EU budget: Another battle looms
- 7 February 2013
- From the section Europe
Last November, when Europe's leaders first discussed their long-term budget, French President Hollande said there was only 30bn euros (£25.9bn, $40.59bn) separating them. Some diplomatic sources in Brussels say a deal was close last year and could have been achieved.
That was then. The mood now remains cautiously optimistic but the Germans, who like to downplay expectations ahead of summits, are saying the talks will be "difficult and divisive".
UK Prime Minister David Cameron is seen as the leader of the lean brigade - those countries that believe EU spending has to be reined in at a time of austerity.
Britain is not isolated. It has allies in countries like the Netherlands, Sweden and Germany.
The EU Commission had wanted a 5% increase that would have delivered a budget of 1.033tn euros - that's more than a trillion over seven years. That was trimmed back in November to 973bn euros.
Britain and Germany and others are seeking yet further reductions. If savings of an extra 20bn euros were found then the UK would be able to claim it amounted to a cut based on the budget for 2012.
Everything is made more complicated by the fact that Britain bases its calculations on the payments it has to make, whilst others work on the basis of spending commitments - that is, maximum ceilings.
Even so, Herman Van Rompuy - the official who will chair the summit - has said that "for the first time ever - there will be a real-terms cut compared to the current budget".
Mr Cameron and German Chancellor Angela Merkel spoke on the phone at the weekend.
Afterwards, Downing Street said that both leaders agreed that the 973bn-euro proposal had to be reduced further.
One strange feature of this summit is that Mr Van Rompuy won't circulate his new proposal until Thursday afternoon, when all the heads of government are sitting around the table. This excludes pre-summit manoeuvring, but it could also spark arguments.
German officials were warning on Wednesday that Germany would not simply open its chequebook to solve the budget talks. But Germany will be looking for compromise and Angela Merkel is meeting on Wednesday evening with French President Francois Hollande, who has been sharply critical of more cuts.
Mr Hollande will resist any moves that undermine projects that, in his view, enhance growth.
Yet there is reason to believe French objections will be muted. Last November, France scored a significant victory.
The British, Swedish and Dutch agreed not to seek further cuts in the Common Agricultural Policy or the funding for poorer regions. That changed the atmosphere.
The British still feel agriculture and its funding needs further reform, but they will not make agricultural funding an issue at this summit.
As always there are many different agendas. Some of the poorer eastern countries, which do well from EU grants, will fight to preserve those programmes.

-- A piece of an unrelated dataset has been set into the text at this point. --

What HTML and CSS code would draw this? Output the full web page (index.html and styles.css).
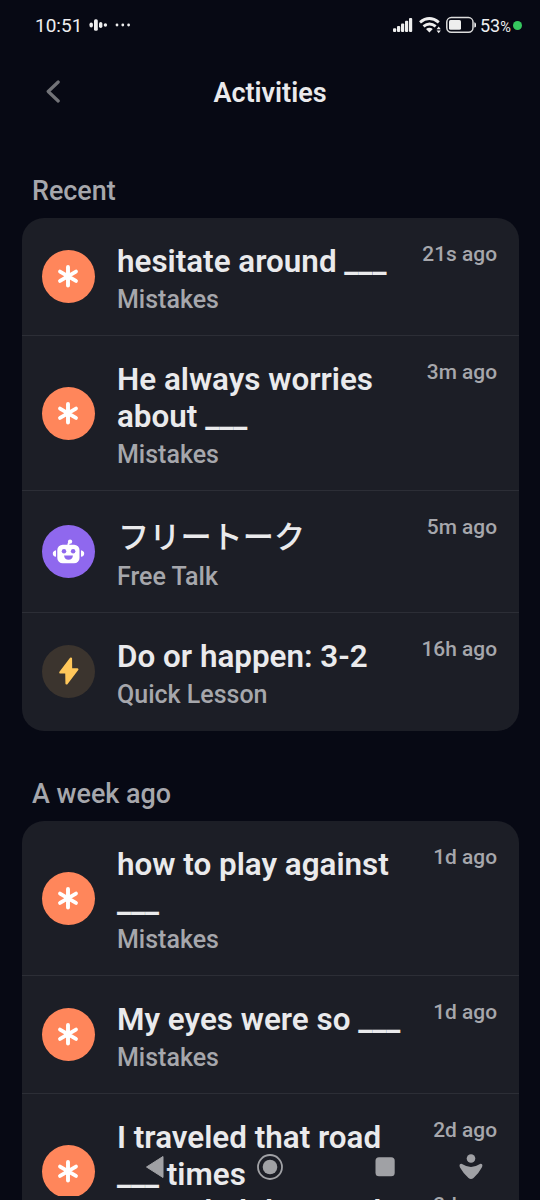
FILE: index.html
```html
<!DOCTYPE html>
<html lang="en">
<head>
<meta charset="utf-8">
<title>Activities</title>
<link rel="stylesheet" href="styles.css">
</head>
<body>
<svg class="defs" width="0" height="0">
  <symbol id="star" viewBox="0 0 54 54"><path d="M27 17.900v18.700M18.900 22.500l16.200 9.500M35.100 22.500l-16.200 9.500" fill="none" stroke="#fff" stroke-width="4" stroke-linecap="round"/></symbol>
</svg>
<div class="screen">
  <header class="status">
    <span class="clock">10:51</span>
    <svg class="wave" width="42" height="16" viewBox="0 0 42 16" fill="#eee"><rect x="0.5" y="5.500" width="3.400" height="5" rx="1.700"/><rect x="5" y="2.200" width="3.800" height="11.600" rx="1.500"/><rect x="10" y="5" width="3.400" height="6" rx="1.700"/><circle cx="16.400" cy="8" r="1.700"/><circle cx="28" cy="8" r="1.400"/><circle cx="33.800" cy="8" r="1.400"/><circle cx="39.600" cy="8" r="1.400"/></svg>
    <svg class="signals" width="84" height="20" viewBox="392 15 84 20" fill="#eee"><rect x="393" y="28.300" width="3.200" height="3.700" rx="1"/><rect x="397" y="26" width="3.200" height="6" rx="1"/><rect x="401" y="23.500" width="3.200" height="8.500" rx="1"/><rect x="405" y="20.800" width="3.200" height="11.200" rx="1"/><rect x="409" y="18" width="3.200" height="14" rx="1"/>
      <path d="M420 22.400q9.300-7.600 18.800 0M423.500 26.300q6-4.800 12.200 0" fill="none" stroke="#eee" stroke-width="2.900"/><path d="M426 28.900q3.400-2.200 6.800 0l-3.400 3.600zM436.600 29.200l2.100-2.800 2.100 2.800zM436.600 30.400h4.200l-2.100 2.800z"/>
      <rect x="446.800" y="17.600" width="26.200" height="14.600" rx="4.500" fill="none" stroke="#ddd" stroke-width="1.500"/><rect x="449" y="20" width="12" height="9.700" rx="1.500"/><path d="M474.300 22.200q2 .4 2 2.700t-2 2.700z"/></svg>
    <span class="battery">53<small>%</small></span>
    <i class="privacy"></i>
  </header>
  <div class="topbar">
    <svg class="back" width="16" height="24" viewBox="0 0 16 24"><path d="M13.200 2L3.200 11.500l10 9.500" fill="none" stroke="#727378" stroke-width="3.200" stroke-linecap="round" stroke-linejoin="round"/></svg>
    <h1>Activities</h1>
  </div>
  <main>
    <h2>Recent</h2>
    <section class="card">
      <article class="row"><svg class="icon orange"><use href="#star"/></svg><div class="text"><h3>hesitate around ___</h3><p>Mistakes</p></div><time>21s ago</time></article>
      <article class="row"><svg class="icon orange"><use href="#star"/></svg><div class="text"><h3>He always worries<br>about ___</h3><p>Mistakes</p></div><time>3m ago</time></article>
      <article class="row"><svg class="icon purple" viewBox="0 0 54 54"><g fill="#fff"><rect x="15.600" y="20" width="22.600" height="19" rx="5.500"/><path d="M14.300 25.600v6.800Q11 31.800 11 29t3.300-3.400M39.700 25.600v6.800Q43 31.800 43 29t-3.300-3.400"/><circle cx="28.600" cy="17" r="2.200"/></g><path d="M28.200 17.500q-1.500 1-1.500 4" fill="none" stroke="#fff" stroke-width="2"/><circle cx="22.400" cy="26.800" r="2.300" fill="#8f68ee"/><circle cx="31.700" cy="26.800" r="2.300" fill="#8f68ee"/><path d="M22.500 31h9q-.5 4.400-4.500 4.400T22.500 31z" fill="#8f68ee"/></svg><div class="text"><h3 class="ja" lang="ja">フリートーク</h3><p>Free Talk</p></div><time>5m ago</time></article>
      <article class="row"><svg class="icon brown" viewBox="0 0 54 54"><path d="M29.500 13.800L18.700 28h6.100L25 39.200l11-14.400h-6.400z" fill="#ffc75a" stroke="#ffc75a" stroke-width="2.300" stroke-linejoin="round"/></svg><div class="text"><h3>Do or happen: 3-2</h3><p>Quick Lesson</p></div><time>16h ago</time></article>
    </section>
    <h2 class="later">A week ago</h2>
    <section class="card">
      <article class="row"><svg class="icon orange"><use href="#star"/></svg><div class="text"><h3>how to play against<br>___</h3><p>Mistakes</p></div><time>1d ago</time></article>
      <article class="row"><svg class="icon orange"><use href="#star"/></svg><div class="text"><h3>My eyes were so ___</h3><p>Mistakes</p></div><time>1d ago</time></article>
      <article class="row last"><svg class="icon orange"><use href="#star"/></svg><div class="text"><h3>I traveled that road<br>___ times</h3></div><time>2d ago</time></article>
    </section>
  </main>
  <div class="edge"><h3>I traveled that road</h3><time>2d ago</time></div>
  <svg class="nav" width="540" height="66" viewBox="0 1134 540 66" fill="#a0a1a5"><path d="M146.500 1167l16.500-10.500v21z" stroke="#a0a1a5" stroke-width="1" stroke-linejoin="round"/><circle cx="270" cy="1167" r="12" fill="none" stroke="#a0a1a5" stroke-width="1.800"/><circle cx="270" cy="1167" r="7.300"/><rect x="375.500" y="1157.300" width="19.200" height="19" rx="3.500"/><circle cx="471" cy="1158.500" r="4.300"/><path d="M461.500 1163.800Q471 1170 480.500 1163.800Q483.500 1164 481.800 1167.500Q479 1173 473.500 1178Q471 1180 468.500 1178Q463 1173 460 1167.500Q458.500 1164 461.500 1163.800z"/></svg>
</div>
</body>
</html>
```
FILE: styles.css
```css
* { box-sizing: border-box; margin: 0; padding: 0; }
body { background: #070914; font-family: Roboto, "Noto Sans CJK JP", sans-serif; font-weight: 500; color: #eaeaec; }
.defs { position: absolute; }
.screen { position: relative; width: 540px; height: 1200px; overflow: hidden; }
.status { display: flex; align-items: center; height: 50px; padding-left: 35px; color: #eeeef0; }
.clock { width: 54px; padding-top: 1px; font-size: 19px; line-height: 52px; font-weight: 400; }
.signals { margin-left: 261px; }
.battery { margin-left: 4px; width: 33px; padding-top: 1px; font-size: 18px; font-weight: 400; white-space: nowrap; }
.battery small { font-size: 14.5px; }
.privacy { width: 9px; height: 9px; border-radius: 50%; background: #36c75e; }
.topbar { display: grid; grid-template-columns: 46px 1fr 46px; align-items: center; height: 84px; }
.back { margin-left: 45px; }
h1 { padding-top: 2px; text-align: center; font-size: 27px; line-height: 30px; font-weight: 600; }
main { padding: 40px 21px 0 21.5px; }
h2 { padding: 1px 0 0 10.5px; height: 44px; font-size: 26.9px; line-height: 32px; font-weight: 500; color: #a6a7ac; }
.later { margin-top: 46px; height: 44px; }
.card { border-radius: 22px; background: #1c1e26; overflow: hidden; }
.row { display: flex; align-items: center; padding: 25px 22px 21px 20.5px; border-bottom: 1px solid #2c2e36; }
.row:last-child { border-bottom: 0; padding-bottom: 22px; }
.icon { flex: none; width: 53px; height: 53px; margin-bottom: 4px; border-radius: 50%; }
.icon use { transform: translate(-0.5px, -0.5px); }
.orange { background: #ff865b; }
.purple { background: #8f68ee; }
.brown { background: #3b342e; }
.text { flex: 1; margin-left: 22px; }
h3 { font-size: 31.4px; line-height: 37px; font-weight: 600; white-space: nowrap; }
.ja { padding: 2px 0 0 1px; line-height: 39px; font-size: 31.2px; font-weight: 500; }
p { margin-top: 5px; font-size: 25px; line-height: 29px; color: #a6a7ac; }
time { align-self: flex-start; margin-top: -1px; font-size: 20.9px; line-height: 25px; color: #a6a7ac; white-space: nowrap; }
.last { height: 155px; }
.last .text { align-self: flex-start; }
.edge { position: absolute; left: 21.5px; right: 21px; bottom: 0; height: 4px; display: flex; align-items: flex-start; justify-content: space-between; padding: 0 22px 0 95.5px; overflow: hidden; background: #1c1e26; }
.edge h3 { margin-top: -3px; }
.edge time { margin-top: -3px; }
.nav { position: absolute; left: 0; bottom: 0; }
```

There are several countries determined to protect their rebates or to qualify for a rebate. The Danes are looking for a significant reduction in their contribution.
The Italian Prime Minister Mario Monti believes Italy is paying too much and has turned his critical eye on the British rebate.
The British have made it clear that their rebate - worth £3bn a year - is non-negotiable.
Almost certainly the summit will demand further cuts in the cost of EU administration. Not only the British, but Dutch and German papers have been examining the pay and perks of the EU's civil servants and commissioners - some of whom earn more than their respective heads of government.
One final thought worth remembering - whatever is agreed has to go to the European Parliament and the MEPs are not just determined to flex their muscles, they are big backers of EU spending.
So even beyond the summit there may be battles ahead.